(begin)

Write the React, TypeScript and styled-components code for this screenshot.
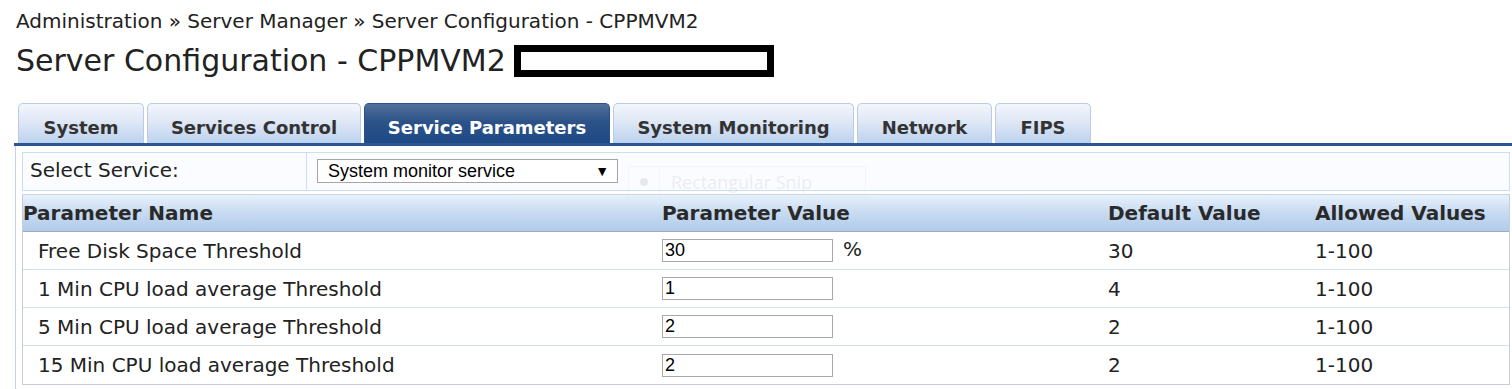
import React from "react";
import styled, { createGlobalStyle } from "styled-components";

const GlobalStyle = createGlobalStyle`
  html, body {
    margin: 0;
    padding: 0;
    background: #ffffff;
  }
  body {
    font-family: "DejaVu Sans", Verdana, sans-serif;
    color: #222222;
    overflow: hidden;
  }
`;

const Page = styled.div`
  width: 1512px;
  height: 389px;
  padding: 8px 0 0 16px;
  box-sizing: border-box;
  position: relative;
`;

const Breadcrumb = styled.div`
  font-size: 20px;
  line-height: 26px;
  color: #222;
`;

const TitleRow = styled.div`
  display: flex;
  align-items: flex-start;
  gap: 8px;
  margin-top: 9px;
  height: 36px;
`;

const Title = styled.h1`
  margin: 0;
  font-size: 30px;
  font-weight: normal;
  color: #222;
  line-height: 36px;
`;

const Redacted = styled.div`
  width: 246px;
  height: 18px;
  border: 7px solid #000;
  background: #fff;
  margin-top: 2px;
`;

const TabBar = styled.div`
  display: flex;
  gap: 3px;
  margin-top: 24px;
  margin-left: -2px;
  padding-left: 4px;
  height: 40px;
  align-items: flex-end;
  border-bottom: 3px solid #2a5592;
`;

const Tab = styled.div<{ $active?: boolean; $w: number }>`
  width: ${(p) => p.$w}px;
  height: 40px;
  box-sizing: border-box;
  border: 1px solid ${(p) => (p.$active ? "#2a5288" : "#bccbe0")};
  border-bottom: none;
  border-radius: 5px 5px 0 0;
  background: ${(p) =>
    p.$active
      ? "linear-gradient(#51719c 0%, #2c5288 45%, #1e4a86 100%)"
      : "linear-gradient(#f3f6fc 0%, #dfe8f6 45%, #bcd2ee 100%)"};
  color: ${(p) => (p.$active ? "#ffffff" : "#333333")};
  font-weight: bold;
  font-size: 18px;
  display: flex;
  align-items: flex-end;
  justify-content: center;
  padding-bottom: 5px;
`;

const Panel = styled.div`
  margin-left: -1px;
  border-left: 1px solid #c5d2e6;
  padding: 6px 0 0 6px;
  height: 260px;
  box-sizing: border-box;
`;

const SelectRow = styled.div`
  display: grid;
  grid-template-columns: 284px 1fr;
  height: 39px;
  box-sizing: border-box;
  border: 1px solid #cddcf4;
  background: #fafcff;
  width: 1488px;
`;

const SelectLabel = styled.div`
  font-size: 20px;
  line-height: 24px;
  padding: 5px 0 0 7px;
  border-right: 1px solid #cddcf4;
  color: #222;
`;

const SelectCell = styled.div`
  padding: 6px 0 0 10px;
`;

const FakeSelect = styled.div`
  width: 301px;
  height: 24px;
  box-sizing: border-box;
  border: 1px solid #a5a5a5;
  background: #fff;
  font-family: "Liberation Sans", Arial, sans-serif;
  font-size: 18px;
  color: #000;
  display: flex;
  align-items: center;
  justify-content: space-between;
  padding: 0 8px 0 10px;
`;

const Arrow = styled.span`
  font-size: 14px;
`;

const Ghost = styled.div`
  position: absolute;
  left: 628px;
  top: 166px;
  width: 236px;
  height: 30px;
  border: 1px solid rgba(225, 228, 236, 0.3);
  display: flex;
  align-items: center;
  color: rgba(205, 208, 216, 0.35);
  font-family: "Open Sans", sans-serif;
  font-size: 18px;
  pointer-events: none;
`;

const GhostDot = styled.span`
  width: 30px;
  height: 28px;
  border-right: 1px solid rgba(225, 228, 236, 0.3);
  display: flex;
  align-items: center;
  justify-content: center;
  margin-right: 11px;
  &::after {
    content: "";
    width: 8px;
    height: 8px;
    border-radius: 50%;
    background: rgba(205, 208, 216, 0.45);
  }
`;

const Table = styled.div`
  margin-top: 3px;
  width: 1488px;
  box-sizing: border-box;
  border: 1px solid #c8ccd4;
  border-top: none;
`;

const cols = "639px 446px 207px 1fr";

const HeaderRow = styled.div`
  display: grid;
  grid-template-columns: ${cols};
  height: 38px;
  box-sizing: border-box;
  align-items: center;
  background: linear-gradient(#e8f1fc 0%, #c9dcf2 45%, #b1cbea 100%);
  border-bottom: 1px solid #9eabbd;
  border-top: 1px solid #c9d5e6;
  font-weight: bold;
  font-size: 20px;
  color: #2a2a2a;
`;

const Row = styled.div<{ $last?: boolean }>`
  display: grid;
  grid-template-columns: ${cols};
  height: 38px;
  box-sizing: border-box;
  align-items: center;
  border-bottom: ${(p) => (p.$last ? "none" : "1px solid #d3def0")};
  font-size: 20px;
  color: #222;
`;

const NameCell = styled.div`
  padding-left: 15px;
`;

const ValueCell = styled.div`
  display: flex;
  align-items: center;
  gap: 10px;
`;

const Input = styled.div`
  width: 171px;
  height: 23px;
  box-sizing: border-box;
  border: 1px solid #a9a9a9;
  font-family: "Liberation Sans", Arial, sans-serif;
  font-size: 18px;
  color: #000;
  padding-left: 2px;
  line-height: 21px;
`;

const Unit = styled.span`
  font-size: 20px;
  margin-top: -4px;
`;

const tabs = [
  { label: "System", w: 126 },
  { label: "Services Control", w: 214 },
  { label: "Service Parameters", w: 246, active: true },
  { label: "System Monitoring", w: 241 },
  { label: "Network", w: 135 },
  { label: "FIPS", w: 96 },
];

const params = [
  { name: "Free Disk Space Threshold", value: "30", unit: "%", def: "30", allowed: "1-100" },
  { name: "1 Min CPU load average Threshold", value: "1", def: "4", allowed: "1-100" },
  { name: "5 Min CPU load average Threshold", value: "2", def: "2", allowed: "1-100" },
  { name: "15 Min CPU load average Threshold", value: "2", def: "2", allowed: "1-100" },
];

export default function App() {
  return (
    <>
      <GlobalStyle />
      <Page>
        <Breadcrumb>Administration » Server Manager » Server Configuration - CPPMVM2</Breadcrumb>
        <TitleRow>
          <Title>Server Configuration - CPPMVM2</Title>
          <Redacted />
        </TitleRow>
        <TabBar>
          {tabs.map((t) => (
            <Tab key={t.label} $w={t.w} $active={t.active}>
              {t.label}
            </Tab>
          ))}
        </TabBar>
        <Panel>
          <SelectRow>
            <SelectLabel>Select Service:</SelectLabel>
            <SelectCell>
              <FakeSelect>
                System monitor service
                <Arrow>▼</Arrow>
              </FakeSelect>
            </SelectCell>
          </SelectRow>
          <Table>
            <HeaderRow>
              <div>Parameter Name</div>
              <div>Parameter Value</div>
              <div>Default Value</div>
              <div>Allowed Values</div>
            </HeaderRow>
            {params.map((p, i) => (
              <Row key={p.name} $last={i === params.length - 1}>
                <NameCell>{p.name}</NameCell>
                <ValueCell>
                  <Input>{p.value}</Input>
                  {p.unit && <Unit>{p.unit}</Unit>}
                </ValueCell>
                <div>{p.def}</div>
                <div>{p.allowed}</div>
              </Row>
            ))}
          </Table>
        </Panel>
        <Ghost>
          <GhostDot />
          Rectangular Snip
        </Ghost>
      </Page>
    </>
  );
}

(end)

Task goal: Scan the listing above for the word "React" and copy every line that holds it.

Answer to this task:
Write the React, TypeScript and styled-components code for this screenshot.
import React from "react";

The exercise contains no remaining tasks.